In fact, Chevron itself was a Reagan-era deregulatory victory of sorts: The deference granted was to a reinterpretation of the Clean Air Act that was favored by industry. It is well accepted, Wolff notes, that an agency’s decision to change course on the meaning of an ambiguous statute is entitled to no less deference than the prior interpretation so long as the new interpretation is a permissible reading of the statute. But if Chevron is narrowed, he says, “it may make it harder for an agency to peel back a regulation, especially if the prior regulation was upheld by the courts or has become part of the legal fabric.”
In this way, a Chevron narrowing may not necessarily redound to the benefit of the business community, Wolff adds, noting that “the business community intervenes all the time in defense of favorable agency decisions, and deference is no less important in many of those cases.”

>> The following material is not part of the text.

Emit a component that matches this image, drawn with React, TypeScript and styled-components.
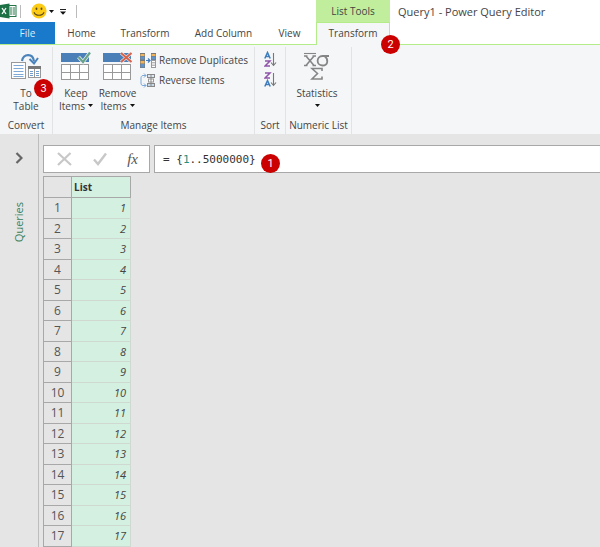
import React from "react";
import styled, { createGlobalStyle } from "styled-components";

const GlobalStyle = createGlobalStyle`
  * { box-sizing: border-box; }
  body { margin: 0; background: #e5e5e5; }
  body, button, input { font-family: "Open Sans", "Noto Sans", sans-serif; color: #444; }
  button { border: 0; padding: 0; margin: 0; background: transparent; cursor: pointer; }
  svg { display: block; flex: none; }
`;

const Window = styled.div`
  display: flex;
  flex-direction: column;
  min-height: 100vh;
`;

const Header = styled.header`
  display: flex;
  align-items: flex-end;
  height: 45px;
  background: linear-gradient(#fff 44px, #b4ec8a 44px);
`;

const HeaderLeft = styled.div`
  display: flex;
  flex-direction: column;
  width: 316px;
  height: 45px;
`;

const QuickBar = styled.div`
  display: flex;
  align-items: center;
  height: 22px;
`;

const QuickButton = styled.button`
  display: flex;
  align-items: center;
  gap: 2px;
  margin-right: 6px;
`;

const Divider = styled.span<{ $left: number; $right: number }>`
  width: 1px;
  height: 13px;
  margin: 0 ${(p) => p.$right}px 0 ${(p) => p.$left}px;
  background: #bbb;
`;

const Tabs = styled.nav`
  display: flex;
  height: 22px;
`;

const Tab = styled.button<{ $width: number; $file?: boolean }>`
  width: ${(p) => p.$width}px;
  height: 22px;
  font-size: 10px;
  line-height: 22px;
  white-space: nowrap;
  color: ${(p) => (p.$file ? "#dcecf8" : "#444")};
  background: ${(p) => (p.$file ? "#1979ca" : "transparent")};
`;

const ContextTabs = styled.div`
  position: relative;
  display: flex;
  flex-direction: column;
  width: 74px;
  height: 45px;
`;

const ContextTitle = styled.div`
  height: 22px;
  background: #c0ee9c;
  font-size: 10px;
  line-height: 22px;
  text-align: center;
`;

const ContextTab = styled.button`
  height: 23px;
  padding-bottom: 2px;
  border: 1px solid #b4ec8a;
  border-bottom: 0;
  background: #f4f6f8;
  font-size: 10px;
  line-height: 20px;
`;

const Title = styled.h1`
  align-self: flex-start;
  margin: 0 0 0 8px;
  font-size: 11px;
  font-weight: 400;
  line-height: 24px;
  white-space: nowrap;
`;

const Badge = styled.span<{ $left: number; $top: number }>`
  position: absolute;
  left: ${(p) => p.$left}px;
  top: ${(p) => p.$top}px;
  z-index: 1;
  width: 19px;
  height: 19px;
  border-radius: 50%;
  background: #cb0000;
  color: #fff;
  font: 11px/19px Roboto, sans-serif;
  text-align: center;
`;

const Ribbon = styled.section`
  display: flex;
  height: 89px;
  padding-top: 2px;
  background: #f4f6f8;
`;

const Group = styled.div<{ $width: number }>`
  position: relative;
  display: flex;
  flex-direction: column;
  width: ${(p) => p.$width}px;
  height: 87px;
  border-right: 1px solid #e1e3e5;
`;

const GroupBody = styled.div<{ $start?: boolean }>`
  display: flex;
  flex: 1;
  justify-content: ${(p) => (p.$start ? "flex-start" : "center")};
`;

const GroupLabel = styled.div`
  height: 18px;
  font-size: 10px;
  line-height: 18px;
  text-align: center;
  white-space: nowrap;
`;

const BigButton = styled.button<{ $width: number }>`
  display: flex;
  flex-direction: column;
  align-items: center;
  width: ${(p) => p.$width}px;
  padding-top: 5px;
  font-size: 10px;
  line-height: 14px;

  > svg { margin-bottom: 6px; }
`;

const ButtonLine = styled.span`
  display: flex;
  align-items: center;
  gap: 3px;
  height: 13px;
  white-space: nowrap;
`;

const SmallButtons = styled.div`
  display: flex;
  flex-direction: column;
  gap: 4px;
  padding: 5px 0 0 4px;
  flex: 1;
`;

const SmallButton = styled.button`
  display: flex;
  align-items: center;
  gap: 3px;
  height: 16px;
  font-size: 10px;
  white-space: nowrap;
`;

const SortButtons = styled.div`
  display: flex;
  flex-direction: column;
  gap: 3px;
  padding-top: 4px;
`;

const Body = styled.main`
  display: flex;
  flex: 1;
`;

const QueriesPane = styled.aside`
  display: flex;
  flex-direction: column;
  align-items: center;
  width: 39px;
  padding-top: 18px;
  border-right: 1px solid #bdbdbd;
`;

const PaneTitle = styled.span`
  margin-top: 38px;
  writing-mode: vertical-rl;
  transform: rotate(180deg);
  color: #388058;
  font-size: 11px;
  line-height: 18px;
`;

const Content = styled.div`
  flex: 1;
  min-width: 0;
  padding: 11px 0 0 4px;
`;

const FormulaRow = styled.div`
  display: flex;
  gap: 4px;
  height: 28px;
`;

const FormulaTools = styled.div`
  display: flex;
  align-items: center;
  justify-content: space-between;
  width: 107px;
  padding: 0 11px 0 13px;
  border: 1px solid #a8a8a8;
  background: #fff;
`;

const FxLabel = styled.span`
  font: italic 15px/20px "Liberation Serif", serif;
  color: #555;
`;

const Formula = styled.div`
  position: relative;
  flex: 1;
  padding-left: 8px;
  border: 1px solid #a8a8a8;
  border-right: 0;
  background: #fff;
  font: 11px/28px "DejaVu Sans Mono", monospace;
  color: #333;
  white-space: pre;
`;

const FormulaNumber = styled.span`
  color: #259180;
`;

const ListTable = styled.table`
  width: 88px;
  margin-top: 3px;
  table-layout: fixed;
  border-collapse: collapse;
`;

const CornerCell = styled.th`
  width: 28px;
  height: 21px;
  padding: 0;
  border: 1px solid #a8a8a8;
`;

const ColumnHead = styled.th`
  padding: 0 0 0 2px;
  border: 1px solid #a8a8a8;
  background: #d4f0e0;
  font-size: 10px;
  line-height: 14px;
  text-align: left;
  color: #333;
`;

const Row = styled.tr`
  height: 20px;
  &:nth-child(odd) { height: 21px; }
`;

const RowHead = styled.th`
  padding: 0;
  border: 1px solid #a8a8a8;
  font-size: 12px;
  font-weight: 400;
  line-height: 16px;
  color: #555;
`;

const Value = styled.td`
  padding: 0 4px 0 0;
  border: 1px solid #d0d8d2;
  border-left-color: #a8a8a8;
  background: #d4f0e0;
  font-size: 11px;
  font-style: italic;
  line-height: 16px;
  text-align: right;
`;

const Caret = () => (
  <svg width="5" height="3" viewBox="0 0 5 3"><path d="M0 0h5L2.5 3z" fill="#111" /></svg>
);

const ExcelIcon = () => (
  <svg width="17" height="16" viewBox="0 0 17 16">
    <rect x="8" y="2.5" width="8" height="11" fill="#fff" stroke="#247548" />
    <path d="M10 5h5M10 7h5M10 9h5M10 11h5" stroke="#247548" strokeWidth="1.1" />
    <path d="M12.5 4v8" stroke="#fff" strokeWidth=".6" />
    <path d="M0 2 9.500 .5v15L0 14z" fill="#1e7145" />
    <path d="m2 5 4 6M6 5l-4 6" stroke="#fff" strokeWidth="1.3" />
  </svg>
);

const SmileIcon = () => (
  <svg width="16" height="16" viewBox="0 0 16 16">
    <circle cx="8" cy="8" r="7.600" fill="#fbcb16" />
    <ellipse cx="5.500" cy="5.800" rx=".9" ry="1.300" fill="#5b4a1a" />
    <ellipse cx="10.500" cy="5.800" rx=".9" ry="1.300" fill="#5b4a1a" />
    <path d="M3 9.300c1.500 4 8.500 4 10 0" fill="none" stroke="#5b4a1a" strokeWidth="1.100" />
  </svg>
);

const MoreIcon = () => (
  <svg width="6" height="8" viewBox="0 0 6 8"><path d="M0 2.500h6" stroke="#222" /><path d="M0 4.500h6L3 7.800z" fill="#111" /></svg>
);

const ToTableIcon = () => (
  <svg width="31" height="28" viewBox="0 0 31 28">
    <path d="M11 9C12 1.500 22 .5 23 9.500" fill="none" stroke="#4a82bb" strokeWidth="2.200" />
    <path d="m18.500 7 4.500 4.500 4-5.500" fill="none" stroke="#4a82bb" strokeWidth="2" />
    <rect x=".5" y="10.500" width="14" height="16" fill="#fff" stroke="#999" />
    <path d="M2.500 13.500h10M2.500 16.500h10M2.500 19.500h10M2.500 22.500h10M2.500 24.500h10" stroke="#7ea9d4" />
    <rect x="17.500" y="14.500" width="12" height="11" fill="#fff" stroke="#999" />
    <path d="M17 15.500h13" stroke="#777" strokeWidth="3" />
    <path d="M23.500 17v8" stroke="#999" />
    <path d="M19 19.500h3M25 19.500h3M19 21.500h3M25 21.500h3M19 23.500h3M25 23.500h3" stroke="#6d9ccc" />
  </svg>
);

const GridIcon = ({ mark }: { mark: "check" | "cross" }) => (
  <svg width="30" height="28" viewBox="0 0 30 28">
    <path d="M0 1h28v9H0z" fill="#4a7fb8" />
    <rect x=".5" y="12.500" width="27" height="15" fill="#fff" stroke="#999" />
    <path d="M9.500 12v16M18.500 12v16M0 20.500h28" stroke="#999" />
    {mark === "check" ? (
      <>
        <path d="m17.500 5 4.500 5 7-9.500" fill="none" stroke="#f4f6f8" strokeWidth="3.600" />
        <path d="m17.500 5 4.500 5 7-9.500" fill="none" stroke="#68a28a" strokeWidth="2.200" />
      </>
    ) : (
      <>
        <path d="m18 1 10.500 9M28.500 1 18 10" stroke="#e6e7ec" strokeWidth="3.200" />
        <path d="m18 1 10.500 9M28.500 1 18 10" stroke="#d86149" strokeWidth="1.900" />
      </>
    )}
  </svg>
);

const DuplicatesIcon = () => (
  <svg width="16" height="15" viewBox="0 0 16 15">
    <rect width="5" height="15" fill="#777" />
    <path d="M.5 3.500h4v3h-4zM.5 11h4v3.500h-4z" fill="#5f93c9" />
    <path d="M.5 1h4v2h-4zM.5 8h4v2.500h-4z" fill="#efb45b" />
    <path d="M6 7.500h4M8 5.500l2 2-2 2" fill="none" stroke="#3f7dbd" strokeWidth="1.200" />
    <rect x="11" width="5" height="7" fill="#777" />
    <path d="M11.500 3.500h4v3h-4z" fill="#5f93c9" />
    <path d="M11.500 1h4v2h-4z" fill="#efb45b" />
    <rect x="11.500" y="7.500" width="4" height="7" fill="#fff" stroke="#999" />
    <path d="M11 9.800h5M11 12.200h5" stroke="#999" />
  </svg>
);

const ReverseIcon = () => (
  <svg width="16" height="15" viewBox="0 0 16 15">
    <path d="M6 2.500H3C1.500 2.500 1 4 1 5v5c0 1.500.5 2.500 2 2.500h3M4 .5l2 2-2 2M4 10.500l2 2-2 2" fill="none" stroke="#7ba6d6" />
    <rect x="7.500" y="1.500" width="7" height="3" fill="#dce7f3" stroke="#888" />
    <rect x="8.500" y="6" width="5" height="3" fill="#fff" stroke="#999" />
    <rect x="7.500" y="10.500" width="7" height="3" fill="#c6d7e9" stroke="#888" />
    <path d="M11 1v13" stroke="#888" />
  </svg>
);

const A_SHAPE = "m.8 6.500 2.700-6 2.700 6M1.800 4.500h3.400";
const Z_SHAPE = "M1 1h5L1 6h5";

const SortIcon = ({ reverse = false }: { reverse?: boolean }) => (
  <svg width="13" height="17" viewBox="0 0 13 17">
    <g fill="none" strokeWidth="1.500">
      <path d={A_SHAPE} stroke="#3f7dbd" transform={reverse ? "translate(0 9)" : "translate(0 1)"} />
      <path d={Z_SHAPE} stroke="#8e55a8" transform={reverse ? "translate(0 1)" : "translate(0 9)"} />
    </g>
    <path d="M9.500 2v12M7 11.500l2.500 3 2.500-3" fill="none" stroke="#777" strokeWidth="1.100" />
  </svg>
);

const StatisticsIcon = () => (
  <svg width="26" height="28" viewBox="0 0 26 28" fill="none" stroke="#858585" strokeWidth="1.600">
    <path d="M0 1.500h12" strokeWidth="1.100" />
    <path d="m2 4 8 9.500M10 4l-8 9.500M0 13.500h3.500M8.500 13.500H12M0 4h3.500M8.500 4H12" />
    <path d="M25 4h-6.500c-6.500 0-6.500 9.500 0 9.500 6 0 6-6.500 2-9.500" strokeWidth="1.800" />
    <path d="M18 19v-2.500H8l5.500 5L8 27h10v-2.500" />
  </svg>
);

const CancelIcon = () => (
  <svg width="15" height="14" viewBox="0 0 15 14"><path d="m1 1 13 12M13.500 1 1 13" stroke="#c8c8c8" strokeWidth="2.200" /></svg>
);

const AcceptIcon = () => (
  <svg width="14" height="14" viewBox="0 0 14 14"><path d="m1 7.500 4 4.500 8-10.500" fill="none" stroke="#c8c8c8" strokeWidth="2.400" /></svg>
);

const ExpandIcon = () => (
  <svg width="8" height="12" viewBox="0 0 8 12"><path d="m1.500 1 5 5-5 5" fill="none" stroke="#666" strokeWidth="2.200" /></svg>
);

const values = Array.from({ length: 17 }, (_, i) => i + 1);

export default function App() {
  return (
    <Window>
      <GlobalStyle />
      <Header>
        <HeaderLeft>
          <QuickBar>
            <ExcelIcon />
            <Divider $left={3} $right={10} />
            <QuickButton aria-label="Send feedback"><SmileIcon /><Caret /></QuickButton>
            <QuickButton aria-label="Customize toolbar"><MoreIcon /></QuickButton>
            <Divider $left={4} $right={0} />
          </QuickBar>
          <Tabs>
            <Tab $width={55} $file>File</Tab>
            <Tab $width={53}>Home</Tab>
            <Tab $width={74}>Transform</Tab>
            <Tab $width={83}>Add Column</Tab>
            <Tab $width={49}>View</Tab>
          </Tabs>
        </HeaderLeft>
        <ContextTabs>
          <ContextTitle>List Tools</ContextTitle>
          <ContextTab>Transform</ContextTab>
          <Badge $left={65} $top={35}>2</Badge>
        </ContextTabs>
        <Title>Query1 - Power Query Editor</Title>
      </Header>

      <Ribbon>
        <Group $width={53}>
          <GroupBody>
            <BigButton $width={50}>
              <ToTableIcon />
              <ButtonLine>To</ButtonLine>
              <ButtonLine>Table</ButtonLine>
            </BigButton>
          </GroupBody>
          <GroupLabel>Convert</GroupLabel>
          <Badge $left={34} $top={32}>3</Badge>
        </Group>
        <Group $width={202}>
          <GroupBody>
            <BigButton $width={46}>
              <GridIcon mark="check" />
              <ButtonLine>Keep</ButtonLine>
              <ButtonLine>Items <Caret /></ButtonLine>
            </BigButton>
            <BigButton $width={37}>
              <GridIcon mark="cross" />
              <ButtonLine>Remove</ButtonLine>
              <ButtonLine>Items <Caret /></ButtonLine>
            </BigButton>
            <SmallButtons>
              <SmallButton><DuplicatesIcon />Remove Duplicates</SmallButton>
              <SmallButton><ReverseIcon />Reverse Items</SmallButton>
            </SmallButtons>
          </GroupBody>
          <GroupLabel>Manage Items</GroupLabel>
        </Group>
        <Group $width={31}>
          <GroupBody>
            <SortButtons>
              <button aria-label="Sort ascending"><SortIcon /></button>
              <button aria-label="Sort descending"><SortIcon reverse /></button>
            </SortButtons>
          </GroupBody>
          <GroupLabel>Sort</GroupLabel>
        </Group>
        <Group $width={66}>
          <GroupBody $start>
            <BigButton $width={62}>
              <StatisticsIcon />
              <ButtonLine>Statistics</ButtonLine>
              <ButtonLine><Caret /></ButtonLine>
            </BigButton>
          </GroupBody>
          <GroupLabel>Numeric List</GroupLabel>
        </Group>
      </Ribbon>

      <Body>
        <QueriesPane>
          <button aria-label="Expand queries"><ExpandIcon /></button>
          <PaneTitle>Queries</PaneTitle>
        </QueriesPane>
        <Content>
          <FormulaRow>
            <FormulaTools>
              <button aria-label="Cancel"><CancelIcon /></button>
              <button aria-label="Accept"><AcceptIcon /></button>
              <FxLabel>fx</FxLabel>
            </FormulaTools>
            <Formula>
              {"= {"}<FormulaNumber>1</FormulaNumber>{"..5000000}"}
              <Badge $left={106} $top={8}>1</Badge>
            </Formula>
          </FormulaRow>
          <ListTable>
            <thead>
              <tr>
                <CornerCell aria-label="Row" />
                <ColumnHead>List</ColumnHead>
              </tr>
            </thead>
            <tbody>
              {values.map((n) => (
                <Row key={n}>
                  <RowHead scope="row">{n}</RowHead>
                  <Value>{n}</Value>
                </Row>
              ))}
            </tbody>
          </ListTable>
        </Content>
      </Body>
    </Window>
  );
}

Ultimately, the question for the Supreme Court to decide is whether separation of powers militates in favor of deference—or against it. If the high court constrains Chevron, it will likely hark back to the seminal 1803 case of Marbury v. Madison, which first established the principle of judicial review. It’s the judiciary’s obligation, the Supreme Court declared, “to say what the law is.” Of course, Marbury arose more than a century before the rise of the modern “administrative state.” Wolff thinks that if Chevron did not exist by name, some semblance of deference would still exist as a matter of judicial practicality and restraint. What is needed, therefore, is not the reversal of Chevron but a return to original principles and balance. “The Supreme Court cannot decide every case,” Wolff observes. “It would seem inevitable that it must revisit Chevron not for itself but to bring the lower courts into line.” And if it does that, then “a paring down of Chevron might really bend the historical curve of regulations that make their way into the federal code.”